[start]
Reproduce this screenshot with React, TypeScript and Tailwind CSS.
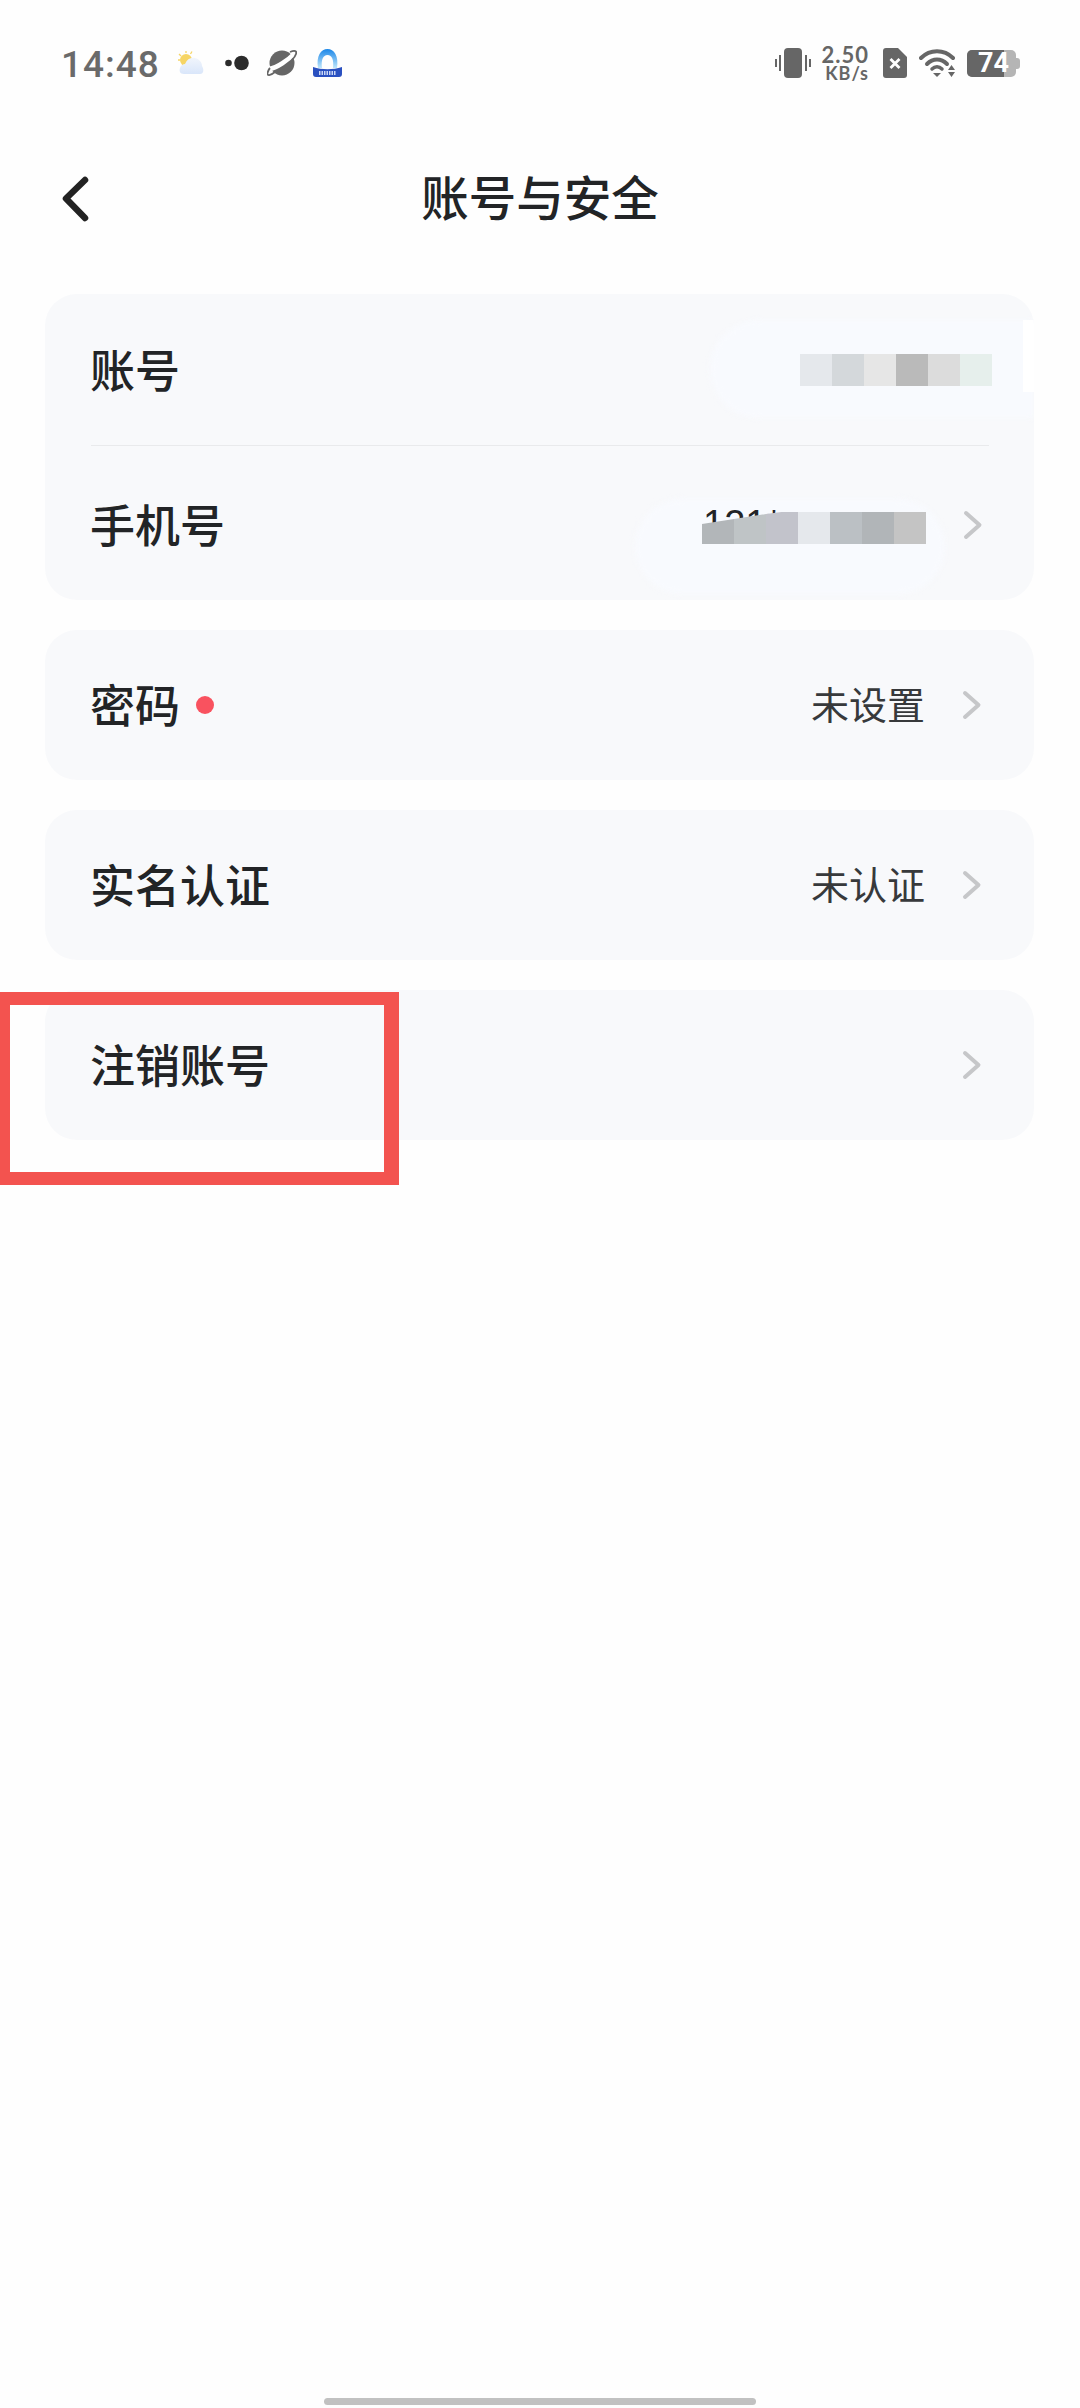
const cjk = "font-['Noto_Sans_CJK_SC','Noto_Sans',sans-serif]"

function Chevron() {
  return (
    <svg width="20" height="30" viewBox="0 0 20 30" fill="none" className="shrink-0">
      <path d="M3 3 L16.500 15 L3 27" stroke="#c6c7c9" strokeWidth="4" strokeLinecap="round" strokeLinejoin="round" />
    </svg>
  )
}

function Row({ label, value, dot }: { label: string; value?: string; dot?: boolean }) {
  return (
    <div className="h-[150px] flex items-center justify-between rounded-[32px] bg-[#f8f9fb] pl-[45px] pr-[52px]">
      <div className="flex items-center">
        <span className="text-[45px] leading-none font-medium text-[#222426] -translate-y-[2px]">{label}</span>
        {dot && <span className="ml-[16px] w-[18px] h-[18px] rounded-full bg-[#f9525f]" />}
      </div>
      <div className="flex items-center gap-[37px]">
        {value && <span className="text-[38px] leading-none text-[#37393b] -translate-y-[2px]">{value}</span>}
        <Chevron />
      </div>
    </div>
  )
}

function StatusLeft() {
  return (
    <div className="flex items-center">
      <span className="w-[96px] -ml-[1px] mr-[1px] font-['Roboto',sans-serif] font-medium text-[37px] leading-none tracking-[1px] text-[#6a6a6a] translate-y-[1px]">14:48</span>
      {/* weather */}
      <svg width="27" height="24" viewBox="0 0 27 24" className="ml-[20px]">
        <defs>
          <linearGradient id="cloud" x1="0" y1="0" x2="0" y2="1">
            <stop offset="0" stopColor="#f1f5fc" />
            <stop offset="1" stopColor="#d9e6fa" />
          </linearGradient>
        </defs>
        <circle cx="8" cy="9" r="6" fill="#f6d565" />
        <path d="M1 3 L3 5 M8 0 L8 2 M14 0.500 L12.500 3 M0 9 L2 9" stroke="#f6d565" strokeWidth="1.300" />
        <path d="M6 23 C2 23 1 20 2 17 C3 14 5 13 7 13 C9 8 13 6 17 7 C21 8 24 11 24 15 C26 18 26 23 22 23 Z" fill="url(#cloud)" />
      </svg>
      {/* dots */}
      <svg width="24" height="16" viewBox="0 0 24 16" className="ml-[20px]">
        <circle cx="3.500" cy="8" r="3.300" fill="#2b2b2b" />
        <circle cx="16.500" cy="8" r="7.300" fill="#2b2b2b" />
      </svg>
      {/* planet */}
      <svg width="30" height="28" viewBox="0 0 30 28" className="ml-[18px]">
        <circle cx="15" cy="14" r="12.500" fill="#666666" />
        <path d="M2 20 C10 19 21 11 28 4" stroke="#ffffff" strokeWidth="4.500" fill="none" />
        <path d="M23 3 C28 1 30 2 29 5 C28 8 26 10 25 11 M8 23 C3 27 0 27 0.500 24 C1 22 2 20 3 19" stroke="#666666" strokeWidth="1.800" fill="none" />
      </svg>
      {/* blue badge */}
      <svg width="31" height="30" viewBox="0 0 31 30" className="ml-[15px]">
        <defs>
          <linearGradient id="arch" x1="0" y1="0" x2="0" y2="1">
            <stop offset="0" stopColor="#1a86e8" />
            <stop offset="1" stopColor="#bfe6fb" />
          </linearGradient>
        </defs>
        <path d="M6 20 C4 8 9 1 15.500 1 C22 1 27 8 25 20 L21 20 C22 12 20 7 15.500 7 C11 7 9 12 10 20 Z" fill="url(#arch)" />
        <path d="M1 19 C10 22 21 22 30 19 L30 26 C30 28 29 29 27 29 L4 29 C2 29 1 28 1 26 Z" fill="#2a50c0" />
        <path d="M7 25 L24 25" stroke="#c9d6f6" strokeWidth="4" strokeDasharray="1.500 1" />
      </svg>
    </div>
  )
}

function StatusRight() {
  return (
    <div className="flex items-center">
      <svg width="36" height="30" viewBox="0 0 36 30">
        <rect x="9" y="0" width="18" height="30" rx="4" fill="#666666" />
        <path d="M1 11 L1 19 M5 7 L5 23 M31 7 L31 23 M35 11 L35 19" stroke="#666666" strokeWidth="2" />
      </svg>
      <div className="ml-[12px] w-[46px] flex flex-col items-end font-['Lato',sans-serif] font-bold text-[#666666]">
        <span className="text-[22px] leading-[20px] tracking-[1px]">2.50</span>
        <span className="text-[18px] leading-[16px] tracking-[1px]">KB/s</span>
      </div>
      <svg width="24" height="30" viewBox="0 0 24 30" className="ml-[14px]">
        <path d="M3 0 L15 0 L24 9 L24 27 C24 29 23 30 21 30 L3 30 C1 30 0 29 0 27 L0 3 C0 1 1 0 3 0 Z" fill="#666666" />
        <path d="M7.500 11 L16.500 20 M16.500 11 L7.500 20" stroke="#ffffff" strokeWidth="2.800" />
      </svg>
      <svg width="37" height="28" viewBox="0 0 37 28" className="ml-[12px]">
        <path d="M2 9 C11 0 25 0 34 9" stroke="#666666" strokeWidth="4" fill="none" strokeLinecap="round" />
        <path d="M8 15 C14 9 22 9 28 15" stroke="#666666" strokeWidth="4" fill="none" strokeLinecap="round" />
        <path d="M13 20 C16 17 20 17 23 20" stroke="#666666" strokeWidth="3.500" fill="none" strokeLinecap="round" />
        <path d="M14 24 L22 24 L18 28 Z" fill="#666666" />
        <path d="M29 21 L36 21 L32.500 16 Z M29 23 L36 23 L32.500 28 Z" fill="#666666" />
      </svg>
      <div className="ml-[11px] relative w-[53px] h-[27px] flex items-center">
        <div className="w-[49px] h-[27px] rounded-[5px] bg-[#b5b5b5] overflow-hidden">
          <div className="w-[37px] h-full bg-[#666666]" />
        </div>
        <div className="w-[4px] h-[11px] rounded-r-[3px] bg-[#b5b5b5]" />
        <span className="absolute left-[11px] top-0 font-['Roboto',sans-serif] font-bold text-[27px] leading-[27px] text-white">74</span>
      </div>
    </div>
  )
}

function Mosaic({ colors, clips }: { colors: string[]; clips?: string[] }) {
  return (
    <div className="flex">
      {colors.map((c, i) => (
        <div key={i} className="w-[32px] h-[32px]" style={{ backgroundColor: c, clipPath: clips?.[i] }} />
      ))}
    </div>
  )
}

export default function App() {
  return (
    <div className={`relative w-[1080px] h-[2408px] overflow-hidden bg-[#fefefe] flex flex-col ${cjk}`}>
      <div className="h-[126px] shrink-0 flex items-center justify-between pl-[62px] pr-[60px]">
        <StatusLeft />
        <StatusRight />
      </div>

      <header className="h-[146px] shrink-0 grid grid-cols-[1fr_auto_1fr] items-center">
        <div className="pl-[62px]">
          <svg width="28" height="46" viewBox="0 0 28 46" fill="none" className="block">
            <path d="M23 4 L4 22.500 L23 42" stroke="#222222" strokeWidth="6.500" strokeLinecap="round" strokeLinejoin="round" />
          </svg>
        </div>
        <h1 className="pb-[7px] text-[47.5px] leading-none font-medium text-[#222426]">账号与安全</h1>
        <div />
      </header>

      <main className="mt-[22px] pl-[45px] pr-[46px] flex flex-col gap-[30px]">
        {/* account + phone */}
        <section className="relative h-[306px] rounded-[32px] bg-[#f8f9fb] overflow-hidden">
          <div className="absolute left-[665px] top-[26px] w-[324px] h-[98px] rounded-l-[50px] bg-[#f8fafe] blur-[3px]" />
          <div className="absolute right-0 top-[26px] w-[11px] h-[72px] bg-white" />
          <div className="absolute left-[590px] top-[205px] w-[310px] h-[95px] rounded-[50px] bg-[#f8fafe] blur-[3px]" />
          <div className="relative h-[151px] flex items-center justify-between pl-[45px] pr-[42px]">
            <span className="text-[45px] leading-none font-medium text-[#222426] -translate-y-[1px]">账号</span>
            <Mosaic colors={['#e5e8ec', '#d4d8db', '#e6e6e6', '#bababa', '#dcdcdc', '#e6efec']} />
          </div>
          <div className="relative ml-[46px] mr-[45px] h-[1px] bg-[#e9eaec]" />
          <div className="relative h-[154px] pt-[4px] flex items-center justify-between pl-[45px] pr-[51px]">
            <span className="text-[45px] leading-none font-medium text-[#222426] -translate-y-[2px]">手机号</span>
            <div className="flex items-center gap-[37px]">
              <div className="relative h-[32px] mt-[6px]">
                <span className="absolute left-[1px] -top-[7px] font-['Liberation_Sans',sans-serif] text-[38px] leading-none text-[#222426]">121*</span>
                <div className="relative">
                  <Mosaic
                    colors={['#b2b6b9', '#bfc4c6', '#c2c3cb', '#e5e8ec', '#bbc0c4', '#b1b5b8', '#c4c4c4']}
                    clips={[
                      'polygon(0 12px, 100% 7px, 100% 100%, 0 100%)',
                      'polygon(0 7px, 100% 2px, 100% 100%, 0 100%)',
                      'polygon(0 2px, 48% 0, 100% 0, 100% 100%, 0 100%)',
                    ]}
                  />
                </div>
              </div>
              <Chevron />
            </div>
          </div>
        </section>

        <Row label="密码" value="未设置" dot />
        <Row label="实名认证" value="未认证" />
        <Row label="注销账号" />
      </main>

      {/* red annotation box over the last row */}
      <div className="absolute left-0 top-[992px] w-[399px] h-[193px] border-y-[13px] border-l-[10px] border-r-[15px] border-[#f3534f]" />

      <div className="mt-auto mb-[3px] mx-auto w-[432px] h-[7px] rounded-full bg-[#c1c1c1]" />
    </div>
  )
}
[end]
[start]
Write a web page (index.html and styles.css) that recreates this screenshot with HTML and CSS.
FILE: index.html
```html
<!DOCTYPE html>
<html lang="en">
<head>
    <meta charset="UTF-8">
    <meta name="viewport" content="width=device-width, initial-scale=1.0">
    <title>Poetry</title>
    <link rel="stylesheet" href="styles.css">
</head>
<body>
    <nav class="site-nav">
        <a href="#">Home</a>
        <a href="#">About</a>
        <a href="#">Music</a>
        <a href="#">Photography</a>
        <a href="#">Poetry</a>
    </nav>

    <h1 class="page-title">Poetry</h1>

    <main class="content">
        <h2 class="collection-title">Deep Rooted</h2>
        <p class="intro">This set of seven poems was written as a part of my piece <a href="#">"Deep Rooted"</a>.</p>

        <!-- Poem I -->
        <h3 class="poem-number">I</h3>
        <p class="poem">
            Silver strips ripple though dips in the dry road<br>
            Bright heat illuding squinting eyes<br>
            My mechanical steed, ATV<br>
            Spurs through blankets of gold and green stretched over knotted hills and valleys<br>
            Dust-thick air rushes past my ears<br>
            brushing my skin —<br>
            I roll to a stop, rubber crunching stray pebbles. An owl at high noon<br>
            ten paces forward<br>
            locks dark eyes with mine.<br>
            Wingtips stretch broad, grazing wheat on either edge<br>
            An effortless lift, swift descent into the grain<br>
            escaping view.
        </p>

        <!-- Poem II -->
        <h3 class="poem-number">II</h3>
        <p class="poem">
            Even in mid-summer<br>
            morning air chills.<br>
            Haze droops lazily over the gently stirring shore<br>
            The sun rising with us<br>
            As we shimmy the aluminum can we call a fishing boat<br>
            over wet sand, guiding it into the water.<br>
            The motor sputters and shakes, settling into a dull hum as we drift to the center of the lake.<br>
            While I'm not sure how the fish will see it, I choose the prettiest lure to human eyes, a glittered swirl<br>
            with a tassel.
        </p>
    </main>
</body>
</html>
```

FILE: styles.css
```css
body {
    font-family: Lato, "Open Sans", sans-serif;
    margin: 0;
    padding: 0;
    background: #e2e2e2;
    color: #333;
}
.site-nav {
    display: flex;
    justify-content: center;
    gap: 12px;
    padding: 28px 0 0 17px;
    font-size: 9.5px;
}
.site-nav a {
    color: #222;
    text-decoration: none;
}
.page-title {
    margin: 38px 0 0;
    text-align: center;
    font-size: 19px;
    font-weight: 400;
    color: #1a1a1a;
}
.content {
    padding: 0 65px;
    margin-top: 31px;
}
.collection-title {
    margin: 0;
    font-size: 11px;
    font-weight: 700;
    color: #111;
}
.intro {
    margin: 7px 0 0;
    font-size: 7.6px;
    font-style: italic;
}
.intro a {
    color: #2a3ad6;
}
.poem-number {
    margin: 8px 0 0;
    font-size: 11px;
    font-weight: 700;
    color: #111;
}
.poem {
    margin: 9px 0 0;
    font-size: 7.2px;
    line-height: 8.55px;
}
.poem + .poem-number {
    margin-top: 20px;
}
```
[end]
[start]
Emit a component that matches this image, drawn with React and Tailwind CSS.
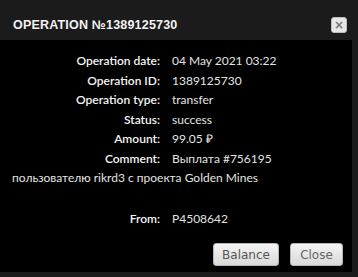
[end]
» Written instruction
Gather each line in these records that contains the string "index".

» Completed exercise
Write a web page (index.html and styles.css) that recreates this screenshot with HTML and CSS.
FILE: index.html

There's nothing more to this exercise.